* _Data block_
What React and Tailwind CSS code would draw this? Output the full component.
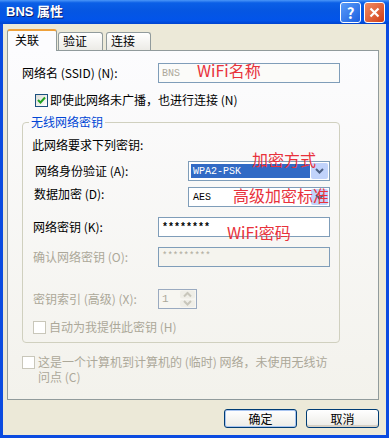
import React from 'react';

const cn = "font-[family-name:'Noto_Sans_CJK_SC',sans-serif]";
const mono = "font-[family-name:'Liberation_Mono',monospace]";

const Chevron = ({ color = '#4d6185' }) => (
  <svg width="9" height="6" viewBox="0 0 9 6">
    <path d="M1 1 L4.5 4.5 L8 1" fill="none" stroke={color} strokeWidth="2" />
  </svg>
);

const CheckBox = ({ checked = false, disabled = false }) => (
  <div
    className={`w-[13px] h-[13px] shrink-0 border flex items-center justify-center ${
      disabled ? 'border-[#c9c7ba] bg-white' : 'border-[#1c5180] bg-gradient-to-br from-[#dcdcd7] to-white'
    }`}
  >
    {checked && (
      <svg width="9" height="9" viewBox="0 0 9 9">
        <path d="M1 4 L3.5 6.5 L8 1.5" fill="none" stroke="#21a121" strokeWidth="2" />
      </svg>
    )}
  </div>
);

const Tab = ({ label, active }) =>
  active ? (
    <div className="w-[50px] h-[22px] bg-[#fcfcfe] border-x border-[#919b9c] border-t-[2px] border-t-[#eea13b] rounded-t-[3px] pl-[7px] pt-[1px] leading-[16px]">
      {label}
    </div>
  ) : (
    <div className="w-[45px] h-[18px] mb-[1px] bg-gradient-to-b from-white to-[#ecebe6] border-x border-t border-[#919b9c] rounded-t-[3px] pl-[4px] leading-[16px]">
      {label}
    </div>
  );

const Button = ({ label, primary }) => (
  <div
    className={`w-[73px] h-[19px] rounded-[3px] border border-[#003c74] bg-gradient-to-b from-white to-[#ecebe6] flex items-center justify-center text-black ${
      primary ? 'shadow-[inset_0_0_0_1px_#a8c4f0]' : 'shadow-[inset_0_-2px_0_#d6d0c5]'
    }`}
  >
    {label}
  </div>
);

const Red = ({ className, children }) => (
  <span className={`absolute text-[16px] leading-[16px] text-[#e8323c] whitespace-nowrap ${className}`}>{children}</span>
);

export default function App() {
  return (
    <div className={`w-[389px] h-[438px] overflow-hidden flex flex-col text-[12px] text-black ${cn}`}>
      {/* title bar */}
      <div className="h-[24px] shrink-0 flex items-center pl-[6px] pr-[4px] bg-[linear-gradient(to_bottom,#4b96f8_0%,#0b5fe6_12%,#0556e2_45%,#0254ea_85%,#0044cf_100%)]">
        <span className="text-white font-bold text-[13px] [text-shadow:1px_1px_0_#0a1e6e] font-[family-name:'Liberation_Sans','Noto_Sans_CJK_SC',sans-serif]">
          BNS&nbsp;属性
        </span>
        <div className="ml-auto flex gap-[3px]">
          <div className="w-[21px] h-[21px] rounded-[3px] border border-white bg-gradient-to-br from-[#5a9cf8] to-[#1b5ee0] flex items-center justify-center text-white font-bold text-[15px] leading-none">
            ?
          </div>
          <div className="w-[21px] h-[21px] rounded-[3px] border border-white bg-gradient-to-br from-[#f08a62] to-[#d03c10] flex items-center justify-center">
            <svg width="11" height="11" viewBox="0 0 11 11">
              <path d="M1.5 1.5 L9.5 9.5 M9.5 1.5 L1.5 9.5" stroke="white" strokeWidth="2.2" />
            </svg>
          </div>
        </div>
      </div>

      {/* window body */}
      <div className="flex-1 bg-[#ece9d8] border-x-[3px] border-b-[3px] border-[#0b4be0] pl-[4px] pt-[5px]">
        <div className="relative z-10 flex items-end gap-[1px] h-[22px]">
          <Tab label="关联" active />
          <Tab label="验证" />
          <div className="w-[1px]" />
          <Tab label="连接" />
        </div>

        <div className="relative -mt-[1px] w-[372px] h-[350px] border border-[#919b9c] bg-gradient-to-b from-[#fcfcfe] to-[#f3f2ec] pl-[14px] pt-[12px]">
          <div className="flex items-center h-[20px]">
            <span className="w-[136px]">网络名 (SSID) (N):</span>
            <div className={`w-[182px] h-[20px] border border-[#7f9db9] bg-[#fbfbf9] flex items-center pl-[3px] text-[#aca899] text-[10px] ${mono}`}>
              BNS
            </div>
          </div>

          <div className="flex items-center gap-[2px] ml-[13px] mt-[8px]">
            <CheckBox checked />
            <span>即使此网络未广播，也进行连接 (N)</span>
          </div>

          <fieldset className="mt-[5px] w-[318px] h-[229px] border border-[#d0d0bf] rounded-[4px]">
            <legend className="ml-[6px] px-[2px] leading-[16px] text-[#0046d5]">无线网络密钥</legend>
            <div className="pl-[9px] pt-[7px] flex flex-col">
              <span className="leading-[16px]">此网络要求下列密钥:</span>

              <div className="flex items-center h-[20px] mt-[8px]">
                <span className="ml-[3px] w-[153px]">网络身份验证 (A):</span>
                <div className="w-[142px] h-[20px] border border-[#7f9db9] bg-white flex p-[1px] gap-[1px]">
                  <div className={`flex-1 bg-[#316ac5] text-white text-[10px] flex items-center pl-[2px] my-[1px] ml-[1px] ${mono}`}>
                    WPA2-PSK
                  </div>
                  <div className="w-[17px] bg-[#c1d3fb] rounded-[2px] flex items-center justify-center">
                    <Chevron />
                  </div>
                </div>
              </div>

              <div className="flex items-center h-[20px] mt-[6px]">
                <span className="ml-[2px] w-[154px] mb-[6px]">数据加密 (D):</span>
                <div className="w-[142px] h-[20px] border border-[#7f9db9] bg-white flex p-[1px] gap-[1px]">
                  <div className={`flex-1 text-[10px] flex items-center pl-[3px] ${mono}`}>AES</div>
                  <div className="w-[17px] bg-[#c1d3fb] rounded-[2px] flex items-center justify-center">
                    <Chevron />
                  </div>
                </div>
              </div>

              <div className="flex items-center h-[20px] mt-[10px]">
                <span className="ml-[1px] w-[125px]">网络密钥 (K):</span>
                <div className={`w-[172px] h-[20px] border border-[#7f9db9] bg-white flex items-center pl-[3px] text-[10px] font-bold ${mono}`}>
                  ********
                </div>
              </div>

              <div className="flex items-center h-[20px] mt-[10px] text-[#aca899]">
                <span className="ml-[1px] w-[125px]">确认网络密钥 (O):</span>
                <div className={`w-[172px] h-[20px] border border-[#7f9db9] bg-[#f5f4ee] flex items-center pl-[3px] text-[9px] ${mono}`}>
                  *********
                </div>
              </div>

              <div className="flex items-center h-[20px] mt-[22px] text-[#aca899]">
                <span className="ml-[1px] w-[125px]">密钥索引 (高级) (X):</span>
                <div className="w-[39px] h-[20px] border border-[#9aaac0] bg-[#f7f6f1] flex p-[1px]">
                  <span className={`flex-1 flex items-center pl-[2px] text-[11px] ${mono}`}>1</span>
                  <div className="w-[15px] flex flex-col gap-[1px]">
                    <div className="flex-1 bg-[#efeee7] rounded-[2px] flex items-center justify-center rotate-180">
                      <Chevron color="#c8c6bb" />
                    </div>
                    <div className="flex-1 bg-[#efeee7] rounded-[2px] flex items-center justify-center">
                      <Chevron color="#c8c6bb" />
                    </div>
                  </div>
                </div>
              </div>

              <div className="flex items-center gap-[3px] ml-[1px] mt-[9px] text-[#aca899]">
                <CheckBox disabled />
                <span>自动为我提供此密钥 (H)</span>
              </div>
            </div>
          </fieldset>

          <div className="flex items-start gap-[3px] mt-[11px] text-[#aca899] leading-[15px]">
            <div className="mt-[2px]">
              <CheckBox disabled />
            </div>
            <span>
              这是一个计算机到计算机的 (临时) 网络，未使用无线访
              <br />
              问点 (C)
            </span>
          </div>

          <Red className="left-[189px] top-[11px]">WiFi名称</Red>
          <Red className="left-[244px] top-[100px]">加密方式</Red>
          <Red className="left-[225px] top-[136px]">高级加密标准</Red>
          <Red className="left-[219px] top-[173px]">WiFi密码</Red>
        </div>

        <div className="w-[372px] flex justify-end gap-[9px] mt-[9px]">
          <Button label="确定" primary />
          <Button label="取消" />
        </div>
      </div>
    </div>
  );
}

* _Written exercise_
Locate all lines holding the word "React", then copy them out.

* _Solution to the exercise_
What React and Tailwind CSS code would draw this? Output the full component.
import React from 'react';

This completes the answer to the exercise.